── Records for the exercise ──

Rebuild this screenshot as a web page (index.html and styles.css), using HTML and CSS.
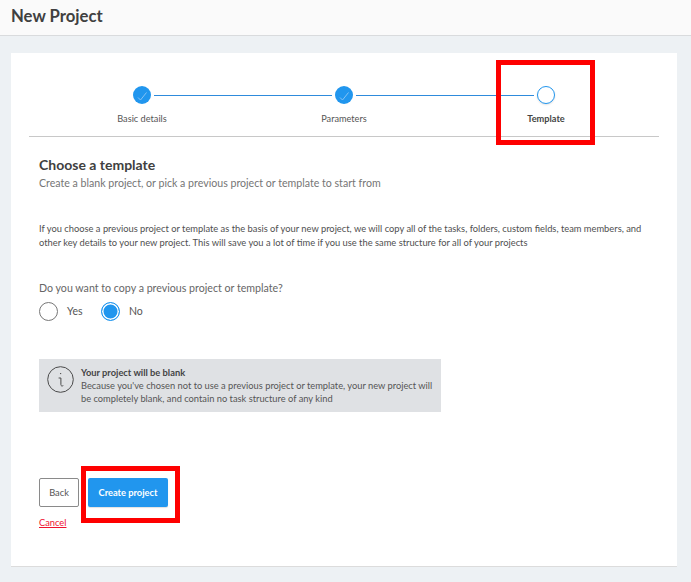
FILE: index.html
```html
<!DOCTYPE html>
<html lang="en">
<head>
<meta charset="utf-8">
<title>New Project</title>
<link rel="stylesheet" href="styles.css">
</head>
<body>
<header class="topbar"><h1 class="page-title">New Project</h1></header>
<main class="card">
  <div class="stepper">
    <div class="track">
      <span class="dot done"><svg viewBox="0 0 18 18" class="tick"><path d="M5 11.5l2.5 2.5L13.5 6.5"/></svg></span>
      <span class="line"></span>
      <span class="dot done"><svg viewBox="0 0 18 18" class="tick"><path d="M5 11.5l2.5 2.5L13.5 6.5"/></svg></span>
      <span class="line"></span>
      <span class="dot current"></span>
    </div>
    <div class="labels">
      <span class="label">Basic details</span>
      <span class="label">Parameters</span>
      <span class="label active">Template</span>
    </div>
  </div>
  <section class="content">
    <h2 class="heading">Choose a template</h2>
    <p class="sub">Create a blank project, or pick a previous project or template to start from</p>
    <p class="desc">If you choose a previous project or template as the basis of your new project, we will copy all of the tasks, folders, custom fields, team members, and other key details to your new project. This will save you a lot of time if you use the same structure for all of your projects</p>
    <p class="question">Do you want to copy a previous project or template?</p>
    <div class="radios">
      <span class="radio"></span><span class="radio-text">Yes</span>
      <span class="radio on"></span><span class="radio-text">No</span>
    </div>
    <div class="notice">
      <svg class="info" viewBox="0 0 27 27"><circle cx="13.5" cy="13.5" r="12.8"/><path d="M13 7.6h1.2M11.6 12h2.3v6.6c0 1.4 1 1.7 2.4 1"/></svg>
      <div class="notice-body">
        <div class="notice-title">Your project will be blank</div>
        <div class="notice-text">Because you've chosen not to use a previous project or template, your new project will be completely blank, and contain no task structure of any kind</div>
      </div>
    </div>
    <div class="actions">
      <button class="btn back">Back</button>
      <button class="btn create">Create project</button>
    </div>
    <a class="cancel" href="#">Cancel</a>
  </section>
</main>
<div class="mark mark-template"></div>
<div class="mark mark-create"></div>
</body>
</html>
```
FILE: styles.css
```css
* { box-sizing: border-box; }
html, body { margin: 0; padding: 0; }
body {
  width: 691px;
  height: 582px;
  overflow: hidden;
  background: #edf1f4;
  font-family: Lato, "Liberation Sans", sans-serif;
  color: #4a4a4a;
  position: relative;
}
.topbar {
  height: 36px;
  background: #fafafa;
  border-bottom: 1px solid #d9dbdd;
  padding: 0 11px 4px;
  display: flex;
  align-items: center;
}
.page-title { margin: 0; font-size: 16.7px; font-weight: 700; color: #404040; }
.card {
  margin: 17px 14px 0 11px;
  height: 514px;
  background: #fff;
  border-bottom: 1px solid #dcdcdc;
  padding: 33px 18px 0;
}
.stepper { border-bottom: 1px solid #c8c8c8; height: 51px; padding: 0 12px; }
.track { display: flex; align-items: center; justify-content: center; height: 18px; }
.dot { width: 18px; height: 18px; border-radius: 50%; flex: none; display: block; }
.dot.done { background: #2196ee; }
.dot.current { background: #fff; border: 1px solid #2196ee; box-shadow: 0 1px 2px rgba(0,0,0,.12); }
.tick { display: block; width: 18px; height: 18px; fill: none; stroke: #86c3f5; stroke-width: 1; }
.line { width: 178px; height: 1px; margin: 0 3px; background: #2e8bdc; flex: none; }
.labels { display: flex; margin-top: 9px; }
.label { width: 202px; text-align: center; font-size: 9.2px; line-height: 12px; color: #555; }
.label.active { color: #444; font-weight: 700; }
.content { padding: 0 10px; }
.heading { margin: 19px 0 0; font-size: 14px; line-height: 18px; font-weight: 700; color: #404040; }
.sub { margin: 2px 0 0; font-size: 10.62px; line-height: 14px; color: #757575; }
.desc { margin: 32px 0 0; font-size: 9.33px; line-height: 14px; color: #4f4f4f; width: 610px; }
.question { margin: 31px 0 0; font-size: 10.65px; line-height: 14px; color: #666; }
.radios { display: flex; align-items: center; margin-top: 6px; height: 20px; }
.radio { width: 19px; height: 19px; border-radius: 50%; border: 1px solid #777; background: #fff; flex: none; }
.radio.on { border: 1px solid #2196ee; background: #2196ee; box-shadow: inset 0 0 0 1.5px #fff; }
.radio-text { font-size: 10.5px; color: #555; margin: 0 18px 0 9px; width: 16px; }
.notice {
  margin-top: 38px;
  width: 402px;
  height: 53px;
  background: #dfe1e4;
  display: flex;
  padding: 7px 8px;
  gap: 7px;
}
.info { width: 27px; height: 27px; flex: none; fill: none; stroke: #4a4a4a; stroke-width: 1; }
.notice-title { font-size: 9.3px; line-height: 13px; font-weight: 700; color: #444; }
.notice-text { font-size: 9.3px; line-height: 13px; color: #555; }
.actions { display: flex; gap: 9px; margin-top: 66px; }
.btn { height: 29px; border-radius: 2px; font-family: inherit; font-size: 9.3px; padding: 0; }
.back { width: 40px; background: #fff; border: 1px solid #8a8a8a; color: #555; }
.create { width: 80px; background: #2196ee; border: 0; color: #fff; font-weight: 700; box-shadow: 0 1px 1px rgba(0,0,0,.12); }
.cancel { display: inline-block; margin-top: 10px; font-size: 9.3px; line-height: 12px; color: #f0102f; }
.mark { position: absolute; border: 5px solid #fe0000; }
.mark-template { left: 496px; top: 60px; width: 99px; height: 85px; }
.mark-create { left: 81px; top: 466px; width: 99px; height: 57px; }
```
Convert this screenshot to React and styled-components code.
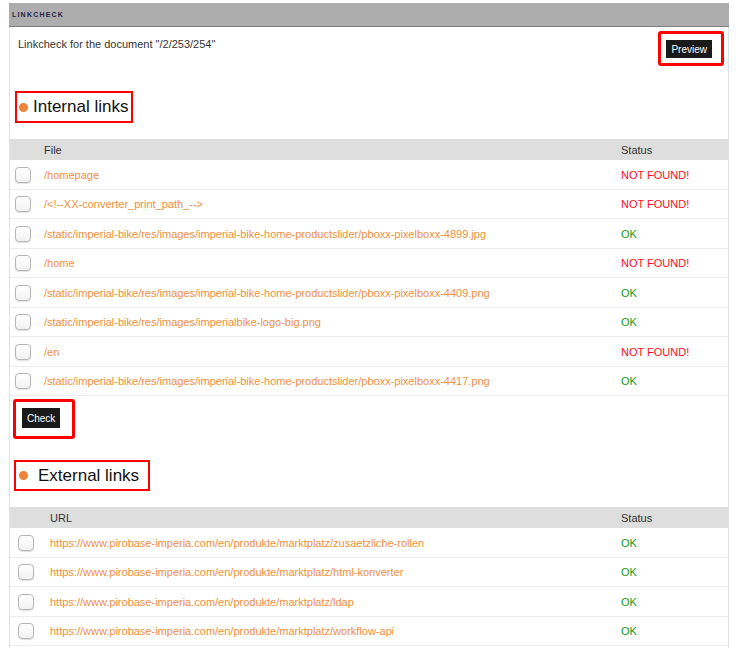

───

Exercise brief :: Write out the listing above exactly as it stands, pictures excluded.

Solution to the exercise ::
Rebuild this screenshot as a web page (index.html and styles.css), using HTML and CSS.
FILE: index.html
```html
<!DOCTYPE html>
<html lang="en">
<head>
<meta charset="utf-8">
<title>New Project</title>
<link rel="stylesheet" href="styles.css">
</head>
<body>
<header class="topbar"><h1 class="page-title">New Project</h1></header>
<main class="card">
  <div class="stepper">
    <div class="track">
      <span class="dot done"><svg viewBox="0 0 18 18" class="tick"><path d="M5 11.5l2.5 2.5L13.5 6.5"/></svg></span>
      <span class="line"></span>
      <span class="dot done"><svg viewBox="0 0 18 18" class="tick"><path d="M5 11.5l2.5 2.5L13.5 6.5"/></svg></span>
      <span class="line"></span>
      <span class="dot current"></span>
    </div>
    <div class="labels">
      <span class="label">Basic details</span>
      <span class="label">Parameters</span>
      <span class="label active">Template</span>
    </div>
  </div>
  <section class="content">
    <h2 class="heading">Choose a template</h2>
    <p class="sub">Create a blank project, or pick a previous project or template to start from</p>
    <p class="desc">If you choose a previous project or template as the basis of your new project, we will copy all of the tasks, folders, custom fields, team members, and other key details to your new project. This will save you a lot of time if you use the same structure for all of your projects</p>
    <p class="question">Do you want to copy a previous project or template?</p>
    <div class="radios">
      <span class="radio"></span><span class="radio-text">Yes</span>
      <span class="radio on"></span><span class="radio-text">No</span>
    </div>
    <div class="notice">
      <svg class="info" viewBox="0 0 27 27"><circle cx="13.5" cy="13.5" r="12.8"/><path d="M13 7.6h1.2M11.6 12h2.3v6.6c0 1.4 1 1.7 2.4 1"/></svg>
      <div class="notice-body">
        <div class="notice-title">Your project will be blank</div>
        <div class="notice-text">Because you've chosen not to use a previous project or template, your new project will be completely blank, and contain no task structure of any kind</div>
      </div>
    </div>
    <div class="actions">
      <button class="btn back">Back</button>
      <button class="btn create">Create project</button>
    </div>
    <a class="cancel" href="#">Cancel</a>
  </section>
</main>
<div class="mark mark-template"></div>
<div class="mark mark-create"></div>
</body>
</html>
```
FILE: styles.css
```css
* { box-sizing: border-box; }
html, body { margin: 0; padding: 0; }
body {
  width: 691px;
  height: 582px;
  overflow: hidden;
  background: #edf1f4;
  font-family: Lato, "Liberation Sans", sans-serif;
  color: #4a4a4a;
  position: relative;
}
.topbar {
  height: 36px;
  background: #fafafa;
  border-bottom: 1px solid #d9dbdd;
  padding: 0 11px 4px;
  display: flex;
  align-items: center;
}
.page-title { margin: 0; font-size: 16.7px; font-weight: 700; color: #404040; }
.card {
  margin: 17px 14px 0 11px;
  height: 514px;
  background: #fff;
  border-bottom: 1px solid #dcdcdc;
  padding: 33px 18px 0;
}
.stepper { border-bottom: 1px solid #c8c8c8; height: 51px; padding: 0 12px; }
.track { display: flex; align-items: center; justify-content: center; height: 18px; }
.dot { width: 18px; height: 18px; border-radius: 50%; flex: none; display: block; }
.dot.done { background: #2196ee; }
.dot.current { background: #fff; border: 1px solid #2196ee; box-shadow: 0 1px 2px rgba(0,0,0,.12); }
.tick { display: block; width: 18px; height: 18px; fill: none; stroke: #86c3f5; stroke-width: 1; }
.line { width: 178px; height: 1px; margin: 0 3px; background: #2e8bdc; flex: none; }
.labels { display: flex; margin-top: 9px; }
.label { width: 202px; text-align: center; font-size: 9.2px; line-height: 12px; color: #555; }
.label.active { color: #444; font-weight: 700; }
.content { padding: 0 10px; }
.heading { margin: 19px 0 0; font-size: 14px; line-height: 18px; font-weight: 700; color: #404040; }
.sub { margin: 2px 0 0; font-size: 10.62px; line-height: 14px; color: #757575; }
.desc { margin: 32px 0 0; font-size: 9.33px; line-height: 14px; color: #4f4f4f; width: 610px; }
.question { margin: 31px 0 0; font-size: 10.65px; line-height: 14px; color: #666; }
.radios { display: flex; align-items: center; margin-top: 6px; height: 20px; }
.radio { width: 19px; height: 19px; border-radius: 50%; border: 1px solid #777; background: #fff; flex: none; }
.radio.on { border: 1px solid #2196ee; background: #2196ee; box-shadow: inset 0 0 0 1.5px #fff; }
.radio-text { font-size: 10.5px; color: #555; margin: 0 18px 0 9px; width: 16px; }
.notice {
  margin-top: 38px;
  width: 402px;
  height: 53px;
  background: #dfe1e4;
  display: flex;
  padding: 7px 8px;
  gap: 7px;
}
.info { width: 27px; height: 27px; flex: none; fill: none; stroke: #4a4a4a; stroke-width: 1; }
.notice-title { font-size: 9.3px; line-height: 13px; font-weight: 700; color: #444; }
.notice-text { font-size: 9.3px; line-height: 13px; color: #555; }
.actions { display: flex; gap: 9px; margin-top: 66px; }
.btn { height: 29px; border-radius: 2px; font-family: inherit; font-size: 9.3px; padding: 0; }
.back { width: 40px; background: #fff; border: 1px solid #8a8a8a; color: #555; }
.create { width: 80px; background: #2196ee; border: 0; color: #fff; font-weight: 700; box-shadow: 0 1px 1px rgba(0,0,0,.12); }
.cancel { display: inline-block; margin-top: 10px; font-size: 9.3px; line-height: 12px; color: #f0102f; }
.mark { position: absolute; border: 5px solid #fe0000; }
.mark-template { left: 496px; top: 60px; width: 99px; height: 85px; }
.mark-create { left: 81px; top: 466px; width: 99px; height: 57px; }
```
Convert this screenshot to React and styled-components code.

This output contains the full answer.